Toen Judit Elek raadselachtige en uiterst verontrustende verhalen hoorde over het dagelijks leven van meisjes en jonge vrouwen op het Hongaarse platteland, reisde ze onmiddellijk af naar een van de dorpjes, Istenmezején, om meer te weten te komen over wat daar aan de hand was.
Hier werden jonge meisjes uitgehuwelijkt aan mijnwerkers om de rest van hun leven huishoudelijk werk te verrichten. In Istenmezején ontmoette Elek een groep meisjes wier leven ze besloot te volgen en documenteren.
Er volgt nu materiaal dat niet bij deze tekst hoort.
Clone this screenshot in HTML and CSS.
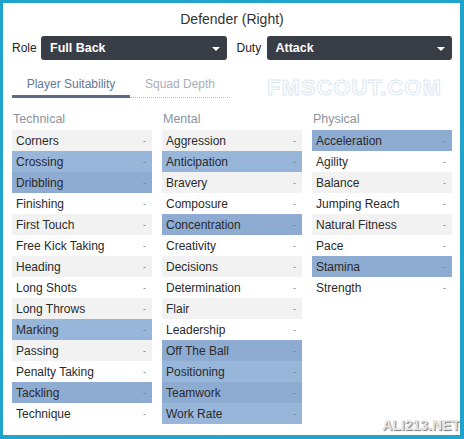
FILE: index.html
```html
<!DOCTYPE html>
<html lang="en">

<head>
    <meta charset="UTF-8">
    <meta name="viewport" content="width=device-width, initial-scale=1.0">
    <title>Defender (Right)</title>
    <link rel="stylesheet" href="styles.css">
</head>

<body>
    <div class="frame">
        <div id="title">Defender (Right)</div>

        <div class="pickers">
            <span class="label">Role</span>
            <div class="select role">Full Back<span class="caret"></span></div>
            <span class="label duty">Duty</span>
            <div class="select">Attack<span class="caret"></span></div>
        </div>

        <div class="tabs">
            <div class="tab active">Player Suitability</div>
            <div class="tab">Squad Depth</div>
        </div>

        <div class="columns">
            <div class="column">
                <div class="heading">Technical</div>
                <div class="row">Corners<span>-</span></div>
                <div class="row key">Crossing<span>-</span></div>
                <div class="row key">Dribbling<span>-</span></div>
                <div class="row">Finishing<span>-</span></div>
                <div class="row">First Touch<span>-</span></div>
                <div class="row">Free Kick Taking<span>-</span></div>
                <div class="row">Heading<span>-</span></div>
                <div class="row">Long Shots<span>-</span></div>
                <div class="row">Long Throws<span>-</span></div>
                <div class="row key">Marking<span>-</span></div>
                <div class="row">Passing<span>-</span></div>
                <div class="row">Penalty Taking<span>-</span></div>
                <div class="row key">Tackling<span>-</span></div>
                <div class="row">Technique<span>-</span></div>
            </div>
            <div class="column">
                <div class="heading">Mental</div>
                <div class="row">Aggression<span>-</span></div>
                <div class="row key">Anticipation<span>-</span></div>
                <div class="row">Bravery<span>-</span></div>
                <div class="row">Composure<span>-</span></div>
                <div class="row key">Concentration<span>-</span></div>
                <div class="row">Creativity<span>-</span></div>
                <div class="row">Decisions<span>-</span></div>
                <div class="row">Determination<span>-</span></div>
                <div class="row">Flair<span>-</span></div>
                <div class="row">Leadership<span>-</span></div>
                <div class="row key">Off The Ball<span>-</span></div>
                <div class="row key">Positioning<span>-</span></div>
                <div class="row key">Teamwork<span>-</span></div>
                <div class="row key">Work Rate<span>-</span></div>
            </div>
            <div class="column">
                <div class="heading">Physical</div>
                <div class="row key">Acceleration<span>-</span></div>
                <div class="row">Agility<span>-</span></div>
                <div class="row">Balance<span>-</span></div>
                <div class="row">Jumping Reach<span>-</span></div>
                <div class="row">Natural Fitness<span>-</span></div>
                <div class="row">Pace<span>-</span></div>
                <div class="row key">Stamina<span>-</span></div>
                <div class="row">Strength<span>-</span></div>
            </div>
        </div>

        <div class="mark fmscout">FMSCOUT.COM</div>
        <div class="mark ali">ALI213.NET</div>
    </div>
</body>

</html>
```

FILE: styles.css
```css
body {
    margin: 0;
    font-family: "Liberation Sans", Arial, sans-serif;
    color: #333;
}

.frame {
    position: relative;
    width: 464px;
    height: 439px;
    box-sizing: border-box;
    border-style: solid;
    border-color: #21a3cc;
    border-width: 3px 4px 4px 3px;
    padding: 0 8px 0 9px;
    background-color: white;
    overflow: hidden;
}

#title {
    padding-top: 5px;
    line-height: 22px;
    text-align: center;
    font-size: 14px;
    color: #333;
}

.pickers {
    display: flex;
    align-items: center;
    margin-top: 6px;
    height: 24px;
    font-size: 12px;
}

.label {
    width: 29px;
    color: #222;
}

.label.duty {
    width: 30px;
    margin-left: 10px;
}

.select {
    flex: 1;
    display: flex;
    align-items: center;
    justify-content: space-between;
    height: 24px;
    padding: 0 7px 0 9px;
    border-radius: 3px;
    background-color: #393d46;
    color: white;
    font-size: 12.5px;
    font-weight: bold;
}

.caret {
    width: 0;
    height: 0;
    border-left: 4px solid transparent;
    border-right: 4px solid transparent;
    border-top: 4px solid white;
    margin-top: 2px;
}

.tabs {
    display: flex;
    margin-top: 14px;
    font-size: 12px;
}

.tab {
    width: 100px;
    line-height: 21px;
    text-align: center;
    color: #a7aeb8;
    border-bottom: 1px dotted #b8bcc2;
    padding-bottom: 2px;
}

.tab.active {
    width: 118px;
    color: #5f7897;
    border-bottom: 3px solid #5a6b84;
    padding-bottom: 0;
}

.columns {
    display: flex;
    align-items: flex-start;
    gap: 10px;
    margin-top: 13px;
}

.column {
    width: 140px;
}

.heading {
    line-height: 16px;
    margin-bottom: 3px;
    padding-left: 1px;
    font-size: 12.5px;
    color: #8c939c;
}

.row {
    display: flex;
    justify-content: space-between;
    align-items: center;
    height: 21px;
    padding: 0 6px 0 4px;
    font-size: 12px;
    color: #2a2a2a;
    background-color: white;
}

.row:nth-child(even) {
    background-color: #f2f2f2;
}

.row.key {
    background-color: #98b5da;
}

.row.key:nth-child(even) {
    background-color: #8eabd1;
}

.row span {
    font-size: 9px;
    color: #6f7a8a;
}

.mark {
    position: absolute;
    font-weight: bold;
    pointer-events: none;
}

.fmscout {
    top: 72px;
    left: 264px;
    font-size: 22px;
    letter-spacing: 1px;
    color: transparent;
    -webkit-text-stroke: 1px #dde7f2;
}

.ali {
    bottom: 2px;
    right: 0;
    font-size: 14px;
    color: #e6e6e6;
    text-shadow: 1px 1px 1px #777;
}
```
Daarmee begon een reis die een paar jaar zou duren, waarin ze het vertrouwen van de bevolking won, wat uiteindelijk zou leiden tot wat ze zelf als haar belangrijkste werk beschouwt – en waarbij ze gaandeweg onherroepelijk een deel van zichzelf kwijtraakte.
Een cinéma vérité-monument waarin we Elek ook in beeld zien met de vrouwen die ze portretteert, bijvoorbeeld pratend in een weiland of optredend als een zeer openbare vertrouwenspersoon. De verhalen zijn vaak schokkend – zoals dat van een vrouw die de voorkeur gaf aan werken in een fabriek boven een huwelijk, omdat ze de gedachte levenslang vast te zitten aan een gewelddadige dronkaard onverdraaglijk vond – wat al genoeg zegt over het leven van alledag in Istenmezején.